Acton takes on historian Creighton’s view of “great men.” In Acton’s letter of April 5, 1887 is the paragraph that contains a few famous sentences. I liked the whole paragraph. Here it is:

But if we might discuss this point until we found that we nearly agreed, and if we do argue thoroughly about the impropriety of Carlylese denunciations, and Pharisaism in history, I cannot accept your canon that we are to judge Pope and King unlike other men, with a favourable presumption that they did no wrong. If there is any presumption it is the other way against holders of power, increasing as the power increases. Historic responsibility has to make up for the want of legal responsibility. Power tends to corrupt and absolute power corrupts absolutely. Great men are almost always bad men, even when they exercise influence and not authority: still more when you superadd the tendency or the certainty of corruption by authority. There is no worse heresy than that the office sanctifies the holder of it. That is the point at which the negation of Catholicism and the negation of Liberalism meet and keep high festival, and the end learns to justify the means. You would hang a man of no position, like Ravaillac; but if what one hears is true, then Elizabeth asked the gaoler to murder Mary, and William III ordered his Scots minister to extirpate a clan. Here are the greater names coupled with the greater crimes. You would spare these criminals, for some mysterious reason. I would hang them, higher than Haman, for reasons of quite obvious justice; still more, still higher, for the sake of historical science.

I had never known before that this paragraph was in a letter, as opposed to an article.

Creighton’s response went beyond civil. He actually admitted error.

I particularly liked three passages.

The first is Creighton’s opening paragraph:

Your letter is an act of true friendliness, and I am very grateful to you for it, more grateful than I can say. It is a rare encouragement to have such a standard set up as you have put before me. Judged by it I have nothing to say except to submit: efficaci do manus scientiae. Before such an ideal I can only confess that I am shallow and frivolous, limited alike in my views and in my knowledge. You conceive of History as an Architectonic, for the writing of which a man needs the severest and largest training.
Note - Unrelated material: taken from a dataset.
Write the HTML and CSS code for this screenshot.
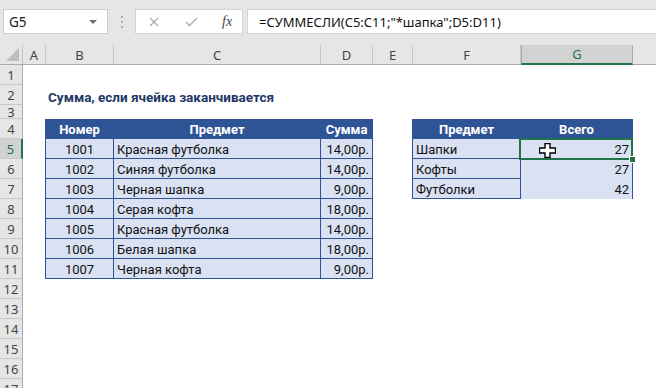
FILE: index.html
```html
<!DOCTYPE html>
<html lang="ru">
<head>
  <meta charset="UTF-8">
  <title>Сумма, если ячейка заканчивается</title>
  <link rel="stylesheet" href="styles.css">
</head>
<body>
  <!-- Formula bar -->
  <div class="toolbar">
    <div class="namebox"><span>G5</span><span class="caret"></span></div>
    <div class="grip"><i></i><i></i><i></i></div>
    <div class="fxbox">
      <svg class="ico-x" width="10" height="10" viewBox="0 0 10 10"><path d="M1 1L9 9M9 1L1 9" stroke="#a8a8a8" stroke-width="1.2" fill="none"/></svg>
      <svg class="ico-ok" width="13" height="10" viewBox="0 0 13 10"><path d="M1 5L4.5 8.5L12 1" stroke="#b4b4b4" stroke-width="1.6" fill="none"/></svg>
      <span class="fx">fx</span>
    </div>
    <div class="formula">=СУММЕСЛИ(C5:C11;"*шапка";D5:D11)</div>
  </div>

  <!-- Sheet -->
  <div class="sheet">
    <div class="row colheads">
      <div class="corner"><span class="tri"></span></div>
      <div class="ch w-a">A</div>
      <div class="ch w-b">B</div>
      <div class="ch w-c">C</div>
      <div class="ch w-d">D</div>
      <div class="ch w-e">E</div>
      <div class="ch w-f">F</div>
      <div class="ch w-g active">G</div>
      <div class="ch last"></div>
    </div>

    <div class="row"><div class="rh">1</div></div>
    <div class="row">
      <div class="rh">2</div>
      <div class="sp-a"></div>
      <div class="title">Сумма, если ячейка заканчивается</div>
    </div>
    <div class="row short"><div class="rh">3</div></div>

    <div class="row">
      <div class="rh">4</div>
      <div class="sp-a"></div>
      <div class="cell hd b center">Номер</div>
      <div class="cell hd c center">Предмет</div>
      <div class="cell hd d center">Сумма</div>
      <div class="sp-e"></div>
      <div class="cell hd f center">Предмет</div>
      <div class="cell hd g center">Всего</div>
    </div>
    <div class="row">
      <div class="rh active">5</div>
      <div class="sp-a"></div>
      <div class="cell b center">1001</div>
      <div class="cell c">Красная футболка</div>
      <div class="cell d right">14,00р.</div>
      <div class="sp-e"></div>
      <div class="cell f">Шапки</div>
      <div class="cell g open right selected">
        <svg class="cursor" width="17" height="15" viewBox="0 0 17 15"><path d="M6 0.5H11V5H16.5V10H11V14.5H6V10H0.5V5H6Z" fill="#fff" stroke="#000" stroke-width="1.4"/></svg>
        27
      </div>
    </div>
    <div class="row">
      <div class="rh">6</div>
      <div class="sp-a"></div>
      <div class="cell b center">1002</div>
      <div class="cell c">Синяя футболка</div>
      <div class="cell d right">14,00р.</div>
      <div class="sp-e"></div>
      <div class="cell f">Кофты</div>
      <div class="cell g open right">27</div>
    </div>
    <div class="row">
      <div class="rh">7</div>
      <div class="sp-a"></div>
      <div class="cell b center">1003</div>
      <div class="cell c">Черная шапка</div>
      <div class="cell d right">9,00р.</div>
      <div class="sp-e"></div>
      <div class="cell f">Футболки</div>
      <div class="cell g open right">42</div>
    </div>
    <div class="row">
      <div class="rh">8</div>
      <div class="sp-a"></div>
      <div class="cell b center">1004</div>
      <div class="cell c">Серая кофта</div>
      <div class="cell d right">18,00р.</div>
    </div>
    <div class="row">
      <div class="rh">9</div>
      <div class="sp-a"></div>
      <div class="cell b center">1005</div>
      <div class="cell c">Красная футболка</div>
      <div class="cell d right">14,00р.</div>
    </div>
    <div class="row">
      <div class="rh">10</div>
      <div class="sp-a"></div>
      <div class="cell b center">1006</div>
      <div class="cell c">Белая шапка</div>
      <div class="cell d right">18,00р.</div>
    </div>
    <div class="row">
      <div class="rh">11</div>
      <div class="sp-a"></div>
      <div class="cell b center">1007</div>
      <div class="cell c">Черная кофта</div>
      <div class="cell d right">9,00р.</div>
    </div>

    <div class="row"><div class="rh">12</div></div>
    <div class="row"><div class="rh">13</div></div>
    <div class="row"><div class="rh">14</div></div>
    <div class="row"><div class="rh">15</div></div>
    <div class="row"><div class="rh">16</div></div>
    <div class="row"><div class="rh">17</div></div>
  </div>
</body>
</html>
```

FILE: styles.css
```css
body {
  margin: 0;
  width: 656px;
  height: 388px;
  overflow: hidden;
  background: #fff;
  font-family: "Noto Sans", "Open Sans", sans-serif;
}

/* Formula bar */
.toolbar {
  height: 45px;
  background: #e6e6e6;
  display: flex;
  align-items: flex-start;
  padding-top: 9px;
  box-sizing: border-box;
}

.namebox {
  margin-left: 3px;
  width: 105px;
  height: 25px;
  background: #fff;
  border: 1px solid #cfcfcf;
  box-sizing: border-box;
  display: flex;
  align-items: center;
  justify-content: space-between;
  padding: 0 10px 0 5px;
  font-size: 13.5px;
  color: #222;
}

.caret {
  border-top: 4px solid #707070;
  border-left: 4px solid transparent;
  border-right: 4px solid transparent;
}

.grip {
  width: 27px;
  height: 25px;
  display: flex;
  flex-direction: column;
  align-items: center;
  justify-content: center;
  gap: 3px;
}

.grip i {
  width: 2px;
  height: 2px;
  background: #b0b0b0;
}

.fxbox {
  width: 108px;
  height: 25px;
  background: #fff;
  border: 1px solid #d4d4d4;
  box-sizing: border-box;
  display: flex;
  align-items: center;
  padding-left: 13px;
}

.ico-x {
  margin-right: 26px;
}

.ico-ok {
  margin-right: 24px;
}

.fx {
  font-family: "Liberation Serif", serif;
  font-style: italic;
  font-size: 14px;
  color: #444;
}

.formula {
  flex: 1;
  margin-left: 4px;
  height: 25px;
  background: #fff;
  border: 1px solid #d4d4d4;
  border-right: none;
  box-sizing: border-box;
  display: flex;
  align-items: center;
  padding-left: 11px;
  font-size: 13px;
  color: #111;
  white-space: nowrap;
}

/* Sheet */
.row {
  display: flex;
  height: 20px;
}

.row.short {
  height: 14px;
}

.colheads {
  background: #e6e6e6;
  border-bottom: 1px solid #ababab;
  box-sizing: border-box;
}

.corner {
  width: 23px;
  border-right: 1px solid #c6c6c6;
  box-sizing: border-box;
  position: relative;
}

.tri {
  position: absolute;
  right: 3px;
  bottom: 3px;
  border-bottom: 13px solid #bdbdbd;
  border-left: 13px solid transparent;
}

.ch {
  box-sizing: border-box;
  border-right: 1px solid #c6c6c6;
  display: flex;
  align-items: center;
  justify-content: center;
  font-size: 13px;
  color: #444;
}

.ch.w-a { width: 23px; }
.ch.w-b { width: 68px; }
.ch.w-c { width: 207px; }
.ch.w-d { width: 52px; }
.ch.w-e { width: 40px; }
.ch.w-f { width: 108px; }
.ch.w-g { width: 112px; }

.ch.last {
  flex: 1;
  border-right: none;
}

.ch.active {
  background: #d2d2d2;
  color: #217346;
  border-left: 1px solid #ababab;
  border-right: 1px solid #ababab;
  border-bottom: 2px solid #217346;
  margin-bottom: -1px;
}

.rh {
  width: 23px;
  flex: none;
  box-sizing: border-box;
  background: #e6e6e6;
  border-right: 1px solid #ababab;
  border-bottom: 1px solid #c8c8c8;
  display: flex;
  align-items: center;
  justify-content: center;
  font-size: 13px;
  color: #444;
}

.rh.active {
  background: #d2d2d2;
  color: #217346;
  border-right: 2px solid #217346;
}

.sp-a {
  width: 22px;
}

.sp-e {
  width: 39px;
}

.title {
  padding-left: 3px;
  padding-top: 3px;
  display: flex;
  align-items: center;
  font-family: "Roboto", "Noto Sans", sans-serif;
  font-weight: bold;
  font-size: 13.5px;
  color: #203864;
  white-space: nowrap;
}

.cell {
  box-sizing: border-box;
  height: 20px;
  background: #d9e1f2;
  border-right: 1px solid #2f5496;
  border-bottom: 1px solid #2f5496;
  display: flex;
  align-items: center;
  padding: 1px 3px 0;
  font-family: "Roboto", "Noto Sans", sans-serif;
  font-size: 13px;
  color: #111;
  white-space: nowrap;
}

.cell.hd {
  background: #2f5496;
  color: #fff;
  font-weight: bold;
}

.cell.b,
.cell.f {
  border-left: 1px solid #2f5496;
}

.cell.b { width: 69px; }
.cell.c { width: 207px; }
.cell.d { width: 52px; }
.cell.f { width: 109px; }
.cell.g { width: 112px; }

.cell.open {
  border-bottom: none;
}

.center {
  justify-content: center;
}

.right {
  justify-content: flex-end;
}

.selected {
  position: relative;
}

.selected::after {
  content: "";
  position: absolute;
  left: -2px;
  top: -1px;
  right: -1px;
  bottom: -1px;
  border: 2px solid #217346;
}

.selected::before {
  content: "";
  position: absolute;
  right: -4px;
  bottom: -4px;
  width: 5px;
  height: 5px;
  background: #217346;
  border: 1px solid #fff;
  z-index: 2;
}

.cursor {
  position: absolute;
  left: 18px;
  top: 4px;
}
```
And it is impossible not to agree with you: so it ought to be.

Wow! The latin phrase above translates to “I give an effective hand of knowledge.” I don’t quite get it.

The second was Creighton’s discussion of Pope Sixtus IV and the Spanish Inquisition:

My purpose was not to justify him, but to put him in rank with the rest. I think, however, that I was wrong, and that you are right: his responsibility was graver than I have admitted. I think he knew better.

The third is Creighton’s closing paragraph:

Will you not someday write an article in the Historical Review on the Ethics of History? I have no objection to find my place among the shocking examples. Believe me that I am genuinely grateful to you.

Wow again.

The picture above is of Creighton.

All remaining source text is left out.